Restate the data word for word and leave the images out.

───── Data section

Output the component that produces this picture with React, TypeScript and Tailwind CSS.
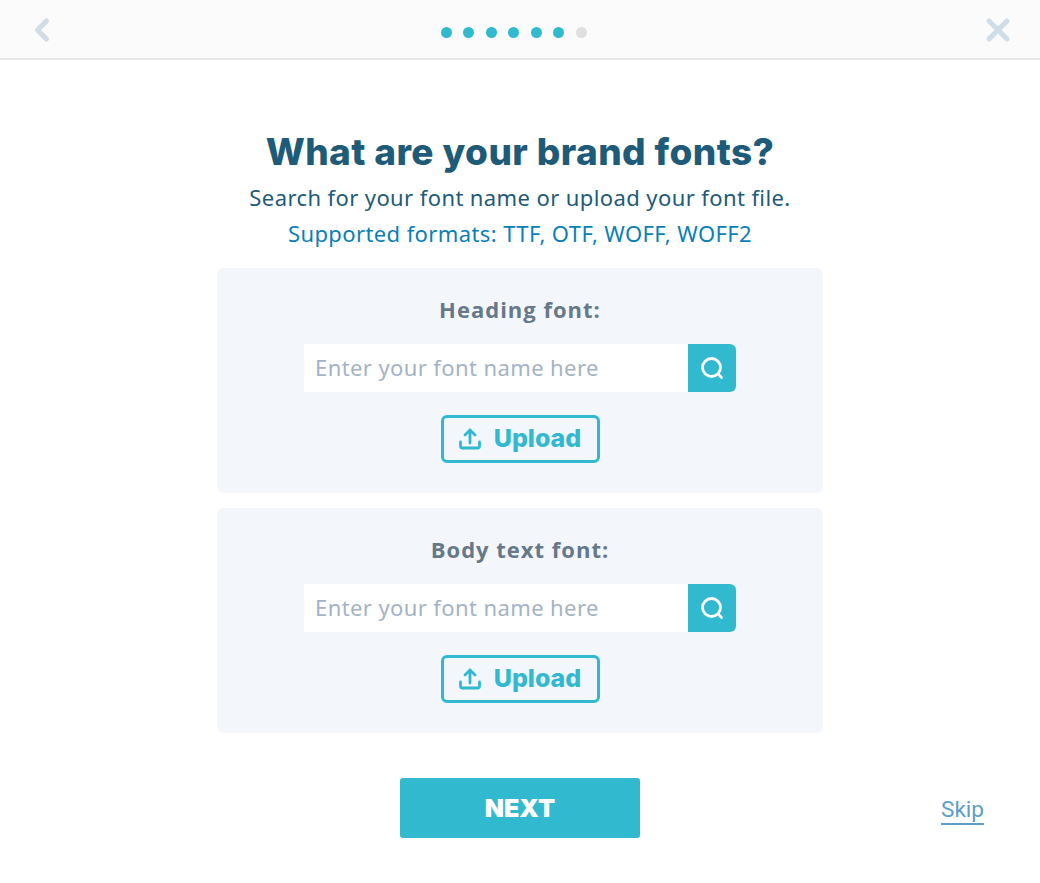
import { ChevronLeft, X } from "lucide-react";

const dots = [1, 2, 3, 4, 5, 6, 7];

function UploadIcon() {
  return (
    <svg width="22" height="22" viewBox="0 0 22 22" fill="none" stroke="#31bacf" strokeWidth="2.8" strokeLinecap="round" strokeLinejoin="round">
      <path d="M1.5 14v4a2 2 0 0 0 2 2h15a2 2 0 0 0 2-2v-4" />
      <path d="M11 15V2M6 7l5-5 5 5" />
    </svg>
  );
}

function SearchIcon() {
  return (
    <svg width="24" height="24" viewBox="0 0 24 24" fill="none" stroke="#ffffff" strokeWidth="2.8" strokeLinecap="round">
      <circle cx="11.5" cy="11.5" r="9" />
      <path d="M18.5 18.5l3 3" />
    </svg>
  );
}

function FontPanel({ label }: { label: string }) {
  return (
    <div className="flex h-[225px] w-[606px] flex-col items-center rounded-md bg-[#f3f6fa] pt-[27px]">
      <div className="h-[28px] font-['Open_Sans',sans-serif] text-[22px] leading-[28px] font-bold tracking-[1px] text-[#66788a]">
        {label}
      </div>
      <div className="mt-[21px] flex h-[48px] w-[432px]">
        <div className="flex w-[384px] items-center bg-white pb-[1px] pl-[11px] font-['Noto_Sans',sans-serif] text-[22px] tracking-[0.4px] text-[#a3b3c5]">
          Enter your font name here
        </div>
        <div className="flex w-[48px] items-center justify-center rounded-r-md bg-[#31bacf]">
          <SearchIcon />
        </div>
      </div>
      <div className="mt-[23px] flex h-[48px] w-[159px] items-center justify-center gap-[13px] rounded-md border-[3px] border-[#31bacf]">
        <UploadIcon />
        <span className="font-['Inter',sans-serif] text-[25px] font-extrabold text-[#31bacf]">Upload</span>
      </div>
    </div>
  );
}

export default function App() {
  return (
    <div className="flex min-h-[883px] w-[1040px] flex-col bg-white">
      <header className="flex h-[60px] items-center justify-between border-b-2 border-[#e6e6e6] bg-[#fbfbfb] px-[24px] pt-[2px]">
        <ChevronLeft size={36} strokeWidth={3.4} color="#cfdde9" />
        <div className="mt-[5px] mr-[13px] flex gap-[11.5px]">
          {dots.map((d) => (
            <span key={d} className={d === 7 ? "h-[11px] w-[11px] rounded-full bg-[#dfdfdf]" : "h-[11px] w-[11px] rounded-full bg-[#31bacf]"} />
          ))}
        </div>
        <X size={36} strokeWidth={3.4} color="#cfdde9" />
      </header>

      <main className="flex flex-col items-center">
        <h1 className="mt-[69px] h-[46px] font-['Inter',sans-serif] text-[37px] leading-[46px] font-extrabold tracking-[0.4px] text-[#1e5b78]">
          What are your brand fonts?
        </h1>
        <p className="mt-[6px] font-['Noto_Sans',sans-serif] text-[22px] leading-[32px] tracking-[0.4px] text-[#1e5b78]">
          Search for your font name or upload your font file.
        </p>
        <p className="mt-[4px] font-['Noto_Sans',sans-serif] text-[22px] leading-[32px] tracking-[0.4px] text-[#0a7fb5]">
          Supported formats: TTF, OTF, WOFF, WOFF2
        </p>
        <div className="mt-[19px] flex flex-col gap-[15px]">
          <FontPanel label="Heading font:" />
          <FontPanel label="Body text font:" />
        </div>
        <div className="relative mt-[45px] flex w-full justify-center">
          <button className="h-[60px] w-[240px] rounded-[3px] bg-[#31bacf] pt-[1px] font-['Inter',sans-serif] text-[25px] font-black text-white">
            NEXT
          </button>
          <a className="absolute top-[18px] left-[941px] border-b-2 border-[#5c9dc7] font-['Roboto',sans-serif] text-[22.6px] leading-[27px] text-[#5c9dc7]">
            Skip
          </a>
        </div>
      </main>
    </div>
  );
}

──────────

Solution to the exercise:
Output the component that produces this picture with React, TypeScript and Tailwind CSS.
import { ChevronLeft, X } from "lucide-react";

const dots = [1, 2, 3, 4, 5, 6, 7];

function UploadIcon() {
  return (
    <svg width="22" height="22" viewBox="0 0 22 22" fill="none" stroke="#31bacf" strokeWidth="2.8" strokeLinecap="round" strokeLinejoin="round">
      <path d="M1.5 14v4a2 2 0 0 0 2 2h15a2 2 0 0 0 2-2v-4" />
      <path d="M11 15V2M6 7l5-5 5 5" />
    </svg>
  );
}

function SearchIcon() {
  return (
    <svg width="24" height="24" viewBox="0 0 24 24" fill="none" stroke="#ffffff" strokeWidth="2.8" strokeLinecap="round">
      <circle cx="11.5" cy="11.5" r="9" />
      <path d="M18.5 18.5l3 3" />
    </svg>
  );
}

function FontPanel({ label }: { label: string }) {
  return (
    <div className="flex h-[225px] w-[606px] flex-col items-center rounded-md bg-[#f3f6fa] pt-[27px]">
      <div className="h-[28px] font-['Open_Sans',sans-serif] text-[22px] leading-[28px] font-bold tracking-[1px] text-[#66788a]">
        {label}
      </div>
      <div className="mt-[21px] flex h-[48px] w-[432px]">
        <div className="flex w-[384px] items-center bg-white pb-[1px] pl-[11px] font-['Noto_Sans',sans-serif] text-[22px] tracking-[0.4px] text-[#a3b3c5]">
          Enter your font name here
        </div>
        <div className="flex w-[48px] items-center justify-center rounded-r-md bg-[#31bacf]">
          <SearchIcon />
        </div>
      </div>
      <div className="mt-[23px] flex h-[48px] w-[159px] items-center justify-center gap-[13px] rounded-md border-[3px] border-[#31bacf]">
        <UploadIcon />
        <span className="font-['Inter',sans-serif] text-[25px] font-extrabold text-[#31bacf]">Upload</span>
      </div>
    </div>
  );
}

export default function App() {
  return (
    <div className="flex min-h-[883px] w-[1040px] flex-col bg-white">
      <header className="flex h-[60px] items-center justify-between border-b-2 border-[#e6e6e6] bg-[#fbfbfb] px-[24px] pt-[2px]">
        <ChevronLeft size={36} strokeWidth={3.4} color="#cfdde9" />
        <div className="mt-[5px] mr-[13px] flex gap-[11.5px]">
          {dots.map((d) => (
            <span key={d} className={d === 7 ? "h-[11px] w-[11px] rounded-full bg-[#dfdfdf]" : "h-[11px] w-[11px] rounded-full bg-[#31bacf]"} />
          ))}
        </div>
        <X size={36} strokeWidth={3.4} color="#cfdde9" />
      </header>

      <main className="flex flex-col items-center">
        <h1 className="mt-[69px] h-[46px] font-['Inter',sans-serif] text-[37px] leading-[46px] font-extrabold tracking-[0.4px] text-[#1e5b78]">
          What are your brand fonts?
        </h1>
        <p className="mt-[6px] font-['Noto_Sans',sans-serif] text-[22px] leading-[32px] tracking-[0.4px] text-[#1e5b78]">
          Search for your font name or upload your font file.
        </p>
        <p className="mt-[4px] font-['Noto_Sans',sans-serif] text-[22px] leading-[32px] tracking-[0.4px] text-[#0a7fb5]">
          Supported formats: TTF, OTF, WOFF, WOFF2
        </p>
        <div className="mt-[19px] flex flex-col gap-[15px]">
          <FontPanel label="Heading font:" />
          <FontPanel label="Body text font:" />
        </div>
        <div className="relative mt-[45px] flex w-full justify-center">
          <button className="h-[60px] w-[240px] rounded-[3px] bg-[#31bacf] pt-[1px] font-['Inter',sans-serif] text-[25px] font-black text-white">
            NEXT
          </button>
          <a className="absolute top-[18px] left-[941px] border-b-2 border-[#5c9dc7] font-['Roboto',sans-serif] text-[22.6px] leading-[27px] text-[#5c9dc7]">
            Skip
          </a>
        </div>
      </main>
    </div>
  );
}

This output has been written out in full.